In other words, JP creates an adhoc "channel" with a single post and those who want to subscribe to it do so with a comment.

This will +Luis Suarez when he tweets from a conference, for example.

Looks like +Max Huijgen has expressed similar idea
 
Is there a simpler method to achieve your goal without increasing the cognitive load for all the other users?
 
Simple... you follow someone because they say something interesting. Then you find they are noisy on a bunch of topics that don't interest you. So you adjust the topics from them that you follow. This could be a variation/detail of "add to circles" or of "mute this..."
 
Yes I've already had conflict with my dad over this. He added me to his "family" circle but he doesn't want to see all my public posts. He said it's like going to a workshop on a subject you're interested in, and then being exposed to a lot of topics you couldn't care less about.

What my dad wants is the ability to subscribe to the things I post to my "family" circle and nothing else. On G+ right now that's not possible.

If my dad puts me in a circle he gets my "public" circle firehose and there's nothing he can do to filter or mute that. He has to choose between 100% of me or nothing.
 
But I can keep my dad though, right? :)
 
Yes, we need options like

make this circle:

private (only you can see it (current default)
---- invite-only: share this circle with _______
------ add them directly
------ invite and let them subscribe if they want

public (shows up on your profile page)
---- open (anyone can join)
---- closed (let people request invitations)

Ideally different kinds of circles are in different colors or otherwise differentiated.

cc +JP Rangaswami +Charles Warren
 
Dave: I don't think that's how the model is supposed to work. I don't post geeky things to my Family circle because those people don't care about geeky things. I only post things that I think my family will care about to my family circle.

So my family gets the union of the posts I send to the following chips:
- Family circle
- Public
- My circles
- Extended circles

I try to target my sharing in order to avoid the kind of conflict you're seeing with your father.

There are probably technological ways of solving this problem but my approach works, reasonably well, today.
 
But +Ade Oshineye if you post anything publicly, your family doesn't have a way to filter that out. I happen to post a lot of things to public streams, and this ends up drowning my family circle because they don't use social media the way I do.

Your approach may work for you but it won't work for me, or anyone else who is publishing to a wide audience.
 
1. There is no way I am going to mute my public stuff.

2. I need to get along with my family and not feel like I'm spamming them.

So if this isn't the way the model is supposed to work, and it's not going to change, then this model is not going to work for me as both a public platform (aka blogging) and a way to keep in touch with my family.

In fact it probably won't work for either.
 
One of the reasons we're running a Field Trial is to learn things like this from people like you and adapt. Nothing is set in stone.

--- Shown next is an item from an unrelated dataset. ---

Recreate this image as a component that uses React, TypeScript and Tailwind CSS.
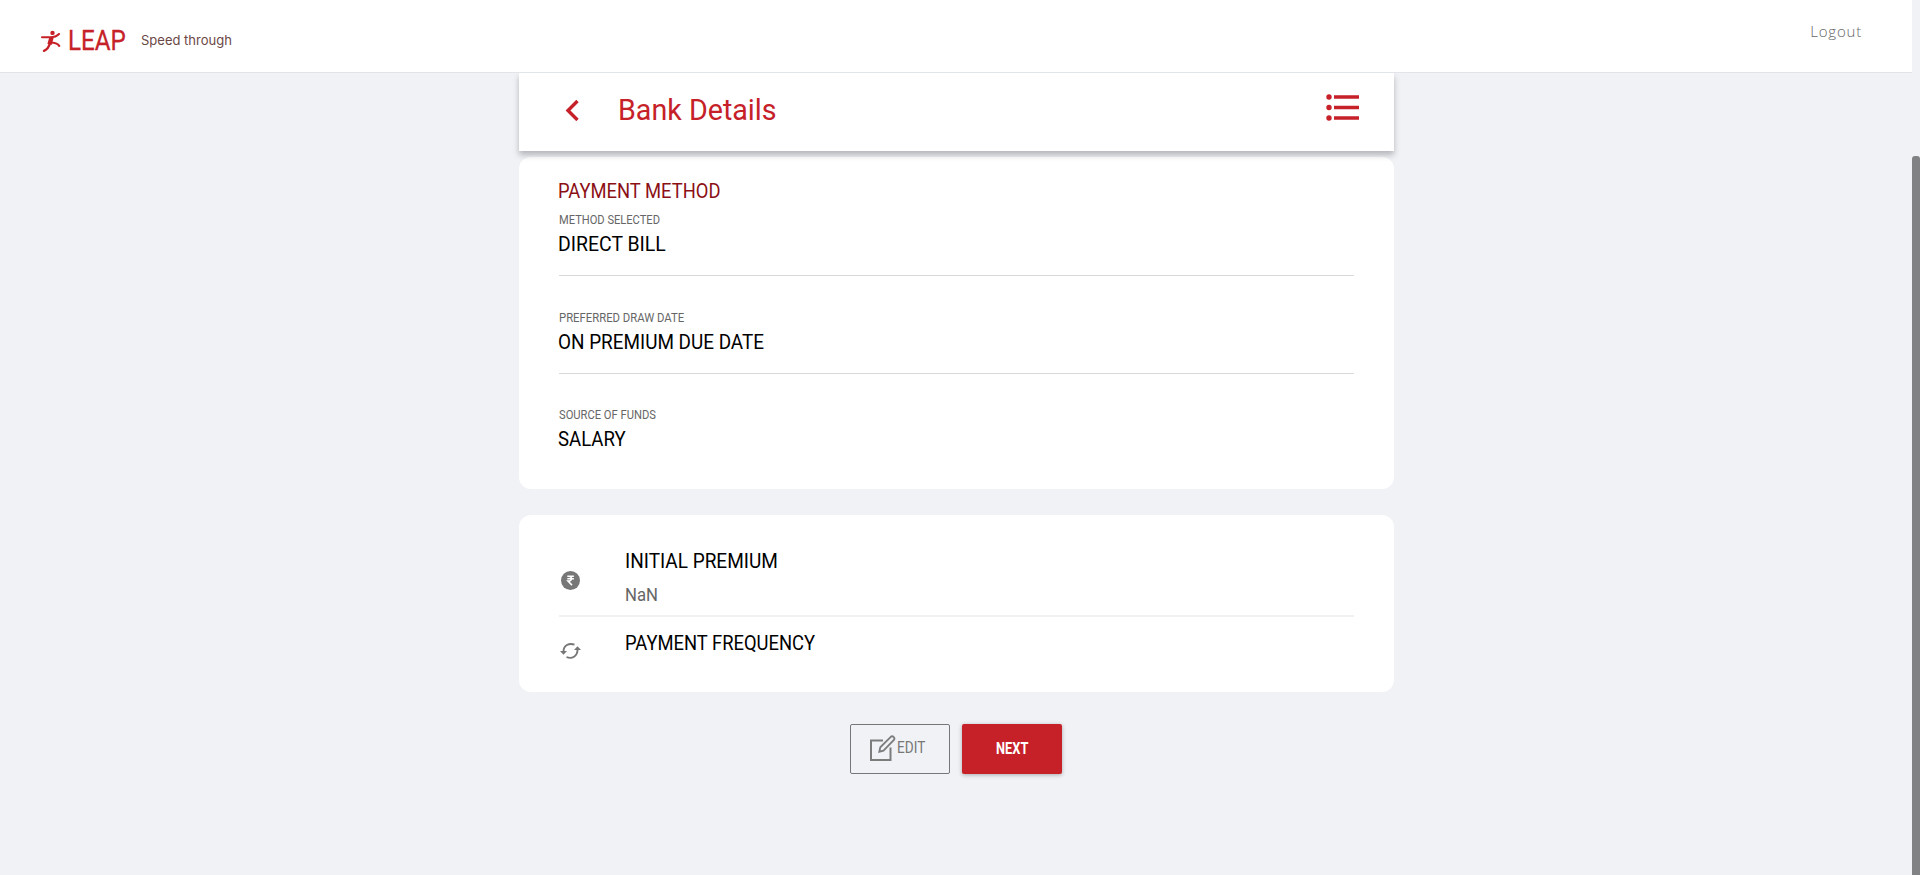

Why do you want to use the platform for public/blogging-like behaviour? How does it differ, for you, from your blog?
 
Since you can create your own Circles for publishing and subscribing, what I think JP is saying is he would like Groups. Or Circles as sharable lists: where when you create a Circle and post to it, people can not only see the sharing details (list of members), but copy that Circle to make it their own (although lists change). My bet is they will provide Groups after the field trial.
 
+Ade Oshineye the primary reason is the level of engagement, conversation, connection and serendipity I am finding here is off-the-charts excellent.

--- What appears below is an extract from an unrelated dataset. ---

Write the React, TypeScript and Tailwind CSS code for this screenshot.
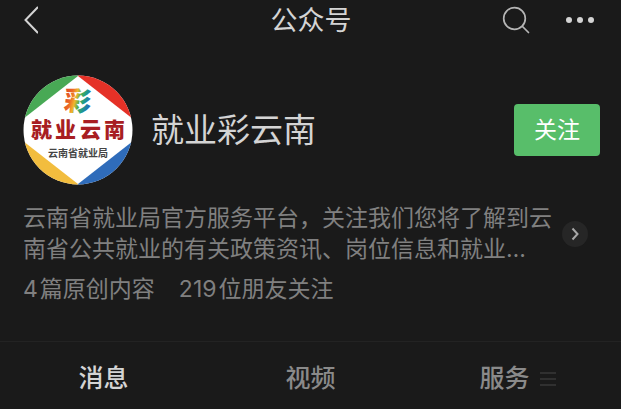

Yes +Ross Mayfield I think that's what JP and I are asking for

Ade, there are more reasons which I have detailed in a number of posts about G+ (bunch of links deleted) which I will send to you separately
 
I think what I'd like is the ability to minus a circle e.g Post Public minus Family, so my mother and brother don't get bored with my social media stuff.
 
Yip Venn diagrams for the advanced user. I know Google has spoken out against the concept but it would solve a lot of problems and create ultimate flexibility.
 
+Dave Gray A soln your father can adopt is to delete you from his Circles, but keep you as a contact in GMail chat. This way he will not see your public posts in his main Stream. But any of your posts that you share with him explicitly, will appear in the Incoming stream. To share any posts or to invite you to a Hangout, he could explicitly identify you. Also since you are a contact in his GMail chat, both of you can see each other's presence and can have text, voice and video chat as well.